The line tightened, the old rod bent, and a trout—the first trout of my life—came splashing and rolling to the top of the water. It was a trout about eight inches long, with a plump belly.
“I got it,” I whispered. “I got it. I got it.”
But no one heard me: “I got it, I got it.”
For one moment I looked at the trout, and the trout looked at me. It seemed to be telling me something. I wasn’t sure what. It is something I have been trying to hear ever since.
When I lifted it over the bank, and around the maple, it spit the hook, but it was safe in my possession a foot or two from the water.
For a moment no one came, and I was left to stare at it. The worm had changed colour in the water. The trout was wet and it had the most beautiful glimmering orange speckles I ever saw. It reminded me, or was to remind me as I got
older, of spring, of Easter Sunday, of the smell of snow being warmed away by the sun.
My brother’s friend came back. He looked at it, amazed that I had actually caught something. Picking up a stick, and hunching over it he shouted, “Get out of the way—I’ll kill it.”
And he slammed the stick down beside it. The stick missed the fish, hit a leafed branch of that maple that the fish was lying across, and catapulted the trout back into the brook.
I looked at him, he looked at me.
“Ya lost him,” he said.
My brother came up, yelling, “Did you get a fish?”
“He lost him,” my brother’s friend said, standing.
“Oh ya lost him,” my brother said, half derisively, and I think a little happily.
I fished fanatically for the time remaining, positive that this was an easy thing to do. But nothing else tugged at my line. And as the day wore on I became less enthusiastic.
We went home a couple of hours later. The sun glanced off the steel railway tracks, and I walked back over the ties in my bare feet because I had lost my sneakers. My socks were stuffed into my pockets. The air now smelled of steely soot and bark, and the town’s houses stretched below the ball fields.
The houses in our town were for the most part the homes
of working men. The war was over, and it was the age of the baby boomers, of which I was one. Old pictures in front of those houses, faded with time, show seven or eight children, all smiling curiously at the camera. And I reflect that we baby boomers, born after a war that left so many dead, were much like the salmon spawn born near the brown streams and great river. We were born to reaffirm life and the destiny of the human race.
When we got home, my brother showed his trout to my mother, and my mother looked at me.
“Didn’t you get anything, dear?”
“I caught a trout—a large trout. It—it—I—”
“Ya lost him, Davy boy,” my brother said, slapping me on the back.
“Oh well,” my mother said. “That’s all right, there will always be a next time.”
And that was the start of my fishing life.

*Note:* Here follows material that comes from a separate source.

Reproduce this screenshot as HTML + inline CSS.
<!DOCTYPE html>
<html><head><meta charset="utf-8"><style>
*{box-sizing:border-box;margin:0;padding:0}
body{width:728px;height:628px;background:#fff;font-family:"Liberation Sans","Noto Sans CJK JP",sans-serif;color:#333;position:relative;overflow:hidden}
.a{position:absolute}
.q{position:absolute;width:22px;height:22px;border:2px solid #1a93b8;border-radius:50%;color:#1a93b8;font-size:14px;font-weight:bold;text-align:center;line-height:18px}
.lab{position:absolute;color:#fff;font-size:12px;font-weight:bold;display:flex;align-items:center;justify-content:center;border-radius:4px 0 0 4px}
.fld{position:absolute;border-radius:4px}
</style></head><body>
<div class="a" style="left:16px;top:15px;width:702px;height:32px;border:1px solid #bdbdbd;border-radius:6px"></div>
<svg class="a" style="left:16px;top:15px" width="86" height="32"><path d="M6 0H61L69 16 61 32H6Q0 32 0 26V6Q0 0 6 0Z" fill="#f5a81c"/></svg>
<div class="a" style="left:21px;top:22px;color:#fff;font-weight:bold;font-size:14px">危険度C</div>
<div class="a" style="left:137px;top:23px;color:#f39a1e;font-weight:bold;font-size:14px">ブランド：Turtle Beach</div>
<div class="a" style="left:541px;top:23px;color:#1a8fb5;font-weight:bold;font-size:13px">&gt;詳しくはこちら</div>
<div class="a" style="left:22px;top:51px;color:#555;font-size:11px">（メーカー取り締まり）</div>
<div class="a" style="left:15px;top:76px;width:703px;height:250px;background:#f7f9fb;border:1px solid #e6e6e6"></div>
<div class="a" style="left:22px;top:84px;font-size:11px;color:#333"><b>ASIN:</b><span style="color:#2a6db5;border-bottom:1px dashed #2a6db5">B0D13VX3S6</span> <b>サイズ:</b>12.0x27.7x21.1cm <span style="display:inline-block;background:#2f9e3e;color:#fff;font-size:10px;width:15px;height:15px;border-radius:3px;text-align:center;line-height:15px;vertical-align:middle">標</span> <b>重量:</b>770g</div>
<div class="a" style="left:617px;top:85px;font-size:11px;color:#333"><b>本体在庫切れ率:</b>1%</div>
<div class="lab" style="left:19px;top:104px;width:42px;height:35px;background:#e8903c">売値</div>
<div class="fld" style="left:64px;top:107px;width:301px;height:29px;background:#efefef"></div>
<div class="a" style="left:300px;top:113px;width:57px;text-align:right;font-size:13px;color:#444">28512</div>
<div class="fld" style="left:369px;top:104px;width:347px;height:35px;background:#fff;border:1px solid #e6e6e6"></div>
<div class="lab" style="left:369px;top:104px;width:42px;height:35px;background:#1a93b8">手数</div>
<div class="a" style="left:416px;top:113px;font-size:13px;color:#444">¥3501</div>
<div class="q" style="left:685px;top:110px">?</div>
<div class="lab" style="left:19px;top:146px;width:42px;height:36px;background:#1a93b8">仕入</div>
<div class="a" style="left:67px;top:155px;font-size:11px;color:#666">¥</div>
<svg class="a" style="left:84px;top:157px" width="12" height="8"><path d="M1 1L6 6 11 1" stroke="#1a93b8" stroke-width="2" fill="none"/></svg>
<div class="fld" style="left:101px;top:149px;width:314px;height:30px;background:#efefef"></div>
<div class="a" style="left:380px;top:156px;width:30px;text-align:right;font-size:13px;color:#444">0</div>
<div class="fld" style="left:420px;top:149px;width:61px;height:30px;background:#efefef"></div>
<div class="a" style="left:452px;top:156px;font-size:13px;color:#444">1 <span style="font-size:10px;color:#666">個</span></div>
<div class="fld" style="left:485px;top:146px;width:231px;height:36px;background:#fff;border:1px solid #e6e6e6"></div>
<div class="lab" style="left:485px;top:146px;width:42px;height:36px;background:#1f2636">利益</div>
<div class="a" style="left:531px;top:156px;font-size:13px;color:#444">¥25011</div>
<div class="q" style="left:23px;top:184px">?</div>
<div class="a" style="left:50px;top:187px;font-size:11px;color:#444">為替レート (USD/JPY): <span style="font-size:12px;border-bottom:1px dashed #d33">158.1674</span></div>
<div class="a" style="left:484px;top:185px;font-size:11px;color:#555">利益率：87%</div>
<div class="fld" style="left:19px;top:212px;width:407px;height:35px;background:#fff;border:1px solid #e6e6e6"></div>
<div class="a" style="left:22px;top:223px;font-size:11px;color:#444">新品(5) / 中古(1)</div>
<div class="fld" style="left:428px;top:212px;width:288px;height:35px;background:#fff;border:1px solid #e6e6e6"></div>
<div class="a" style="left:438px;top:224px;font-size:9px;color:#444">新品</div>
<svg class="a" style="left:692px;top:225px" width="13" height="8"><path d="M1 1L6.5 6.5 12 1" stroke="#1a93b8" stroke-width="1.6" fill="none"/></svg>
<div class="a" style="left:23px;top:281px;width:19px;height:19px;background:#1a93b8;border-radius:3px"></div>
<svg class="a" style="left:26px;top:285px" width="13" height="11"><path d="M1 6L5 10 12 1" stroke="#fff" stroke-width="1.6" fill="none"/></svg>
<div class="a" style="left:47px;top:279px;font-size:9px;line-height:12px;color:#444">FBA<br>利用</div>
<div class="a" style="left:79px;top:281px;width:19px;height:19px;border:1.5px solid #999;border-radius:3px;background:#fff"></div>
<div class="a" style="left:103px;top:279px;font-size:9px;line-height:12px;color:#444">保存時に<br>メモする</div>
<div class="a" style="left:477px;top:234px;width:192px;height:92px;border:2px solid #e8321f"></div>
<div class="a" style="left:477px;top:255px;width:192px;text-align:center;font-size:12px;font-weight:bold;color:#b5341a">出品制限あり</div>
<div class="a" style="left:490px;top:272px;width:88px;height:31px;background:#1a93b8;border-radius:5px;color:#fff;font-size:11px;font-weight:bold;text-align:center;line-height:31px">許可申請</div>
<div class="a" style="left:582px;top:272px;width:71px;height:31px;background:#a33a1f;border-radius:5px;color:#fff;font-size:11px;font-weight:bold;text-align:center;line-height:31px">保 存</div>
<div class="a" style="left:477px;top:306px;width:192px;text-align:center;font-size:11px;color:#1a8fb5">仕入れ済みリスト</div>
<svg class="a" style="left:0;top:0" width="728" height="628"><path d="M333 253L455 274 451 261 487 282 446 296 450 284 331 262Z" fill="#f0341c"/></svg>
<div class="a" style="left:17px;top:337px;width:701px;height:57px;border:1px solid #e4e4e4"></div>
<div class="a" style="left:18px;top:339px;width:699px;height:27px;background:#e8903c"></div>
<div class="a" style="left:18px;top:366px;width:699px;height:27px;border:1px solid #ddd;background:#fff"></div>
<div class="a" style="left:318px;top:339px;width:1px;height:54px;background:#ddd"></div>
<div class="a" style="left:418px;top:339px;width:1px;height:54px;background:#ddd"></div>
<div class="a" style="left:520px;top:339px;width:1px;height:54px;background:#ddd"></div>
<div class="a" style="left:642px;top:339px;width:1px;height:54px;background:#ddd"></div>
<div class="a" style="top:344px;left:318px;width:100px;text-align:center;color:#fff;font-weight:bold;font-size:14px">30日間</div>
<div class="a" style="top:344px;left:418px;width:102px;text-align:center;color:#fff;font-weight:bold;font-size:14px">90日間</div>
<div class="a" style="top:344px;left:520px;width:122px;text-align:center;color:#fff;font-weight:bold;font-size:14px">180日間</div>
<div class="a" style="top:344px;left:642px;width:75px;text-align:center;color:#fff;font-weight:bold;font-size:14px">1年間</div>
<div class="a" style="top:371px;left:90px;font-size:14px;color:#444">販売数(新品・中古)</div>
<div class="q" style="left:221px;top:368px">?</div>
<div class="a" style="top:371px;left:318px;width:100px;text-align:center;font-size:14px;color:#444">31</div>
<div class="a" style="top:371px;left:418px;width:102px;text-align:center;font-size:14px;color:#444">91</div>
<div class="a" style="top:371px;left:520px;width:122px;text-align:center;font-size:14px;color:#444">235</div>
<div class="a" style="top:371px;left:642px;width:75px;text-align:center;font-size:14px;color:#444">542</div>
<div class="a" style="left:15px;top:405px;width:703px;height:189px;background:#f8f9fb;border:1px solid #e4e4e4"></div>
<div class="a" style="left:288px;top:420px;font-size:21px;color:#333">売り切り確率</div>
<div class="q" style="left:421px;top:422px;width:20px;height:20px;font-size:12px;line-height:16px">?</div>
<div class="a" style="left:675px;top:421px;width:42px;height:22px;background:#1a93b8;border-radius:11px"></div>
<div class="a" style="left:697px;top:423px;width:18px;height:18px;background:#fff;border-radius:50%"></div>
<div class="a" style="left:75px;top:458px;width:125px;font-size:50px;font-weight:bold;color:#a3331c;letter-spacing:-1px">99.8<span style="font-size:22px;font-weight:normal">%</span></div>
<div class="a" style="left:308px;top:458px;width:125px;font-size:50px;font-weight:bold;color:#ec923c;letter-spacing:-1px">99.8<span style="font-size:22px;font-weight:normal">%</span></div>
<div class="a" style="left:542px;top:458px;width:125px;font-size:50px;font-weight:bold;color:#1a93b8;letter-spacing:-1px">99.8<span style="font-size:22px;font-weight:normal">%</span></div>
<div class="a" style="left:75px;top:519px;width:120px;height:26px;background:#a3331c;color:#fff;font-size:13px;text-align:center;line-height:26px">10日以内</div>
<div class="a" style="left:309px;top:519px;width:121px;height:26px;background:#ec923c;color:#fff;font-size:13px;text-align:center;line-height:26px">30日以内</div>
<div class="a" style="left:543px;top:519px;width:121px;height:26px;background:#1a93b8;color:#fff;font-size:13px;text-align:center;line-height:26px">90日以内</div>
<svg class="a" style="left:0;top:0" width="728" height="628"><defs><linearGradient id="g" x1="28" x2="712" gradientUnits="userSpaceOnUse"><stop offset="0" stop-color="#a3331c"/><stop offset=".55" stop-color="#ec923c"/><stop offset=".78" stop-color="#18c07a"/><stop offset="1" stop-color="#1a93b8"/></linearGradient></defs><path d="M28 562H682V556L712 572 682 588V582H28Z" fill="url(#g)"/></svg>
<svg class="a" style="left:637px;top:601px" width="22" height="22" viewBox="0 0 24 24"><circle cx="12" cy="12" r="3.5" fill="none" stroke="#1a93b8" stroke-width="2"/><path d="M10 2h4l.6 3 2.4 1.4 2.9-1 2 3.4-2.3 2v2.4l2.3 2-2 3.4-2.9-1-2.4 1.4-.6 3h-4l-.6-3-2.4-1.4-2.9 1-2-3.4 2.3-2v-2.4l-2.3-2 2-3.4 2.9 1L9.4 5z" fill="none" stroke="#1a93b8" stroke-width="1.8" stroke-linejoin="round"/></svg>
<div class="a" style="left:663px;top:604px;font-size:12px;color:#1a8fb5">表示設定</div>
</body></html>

That was long ago, when fishing was innocent and benevolent. I have learned since that I would have to argue my way through life—that I was going to become a person who could never leave to rest the
idea
of why things were the way they were. And fishing was to become part of this idea, just as hunting was. Why would the fish take one day, and not the next? What was the reason for someone’s confidence one year, and
their lack of it the next season, when conditions seemed to be exactly the same?
Or the great waters—the south branch of the Sevogle that flows into the main Sevogle, that flows into the Norwest Miramichi, itself a tributary of the great river. What infinite source propelled each separate individual fish to return on those days, at that moment, when my Copper Killer, or Green Butt Butterfly—or anyone else’s—was skirting the pool at exactly the right angle at that same moment, and
when
was it all announced and inscribed in the heavens—as insignificant as it is—as foreordained.
When I was seven we moved to a different side of town where we fished a different stream. Here grass fires burned in the April sun. Here the sky was destined to meet the horizon beyond the pulp fields and tracks, where the woods stretched away towards the hinterland of the north, arteried by small dark-wood roads for pulp trucks. Boys not much older than I would leave school to work cutting pulpwood, or try to make money any way they could to help their families.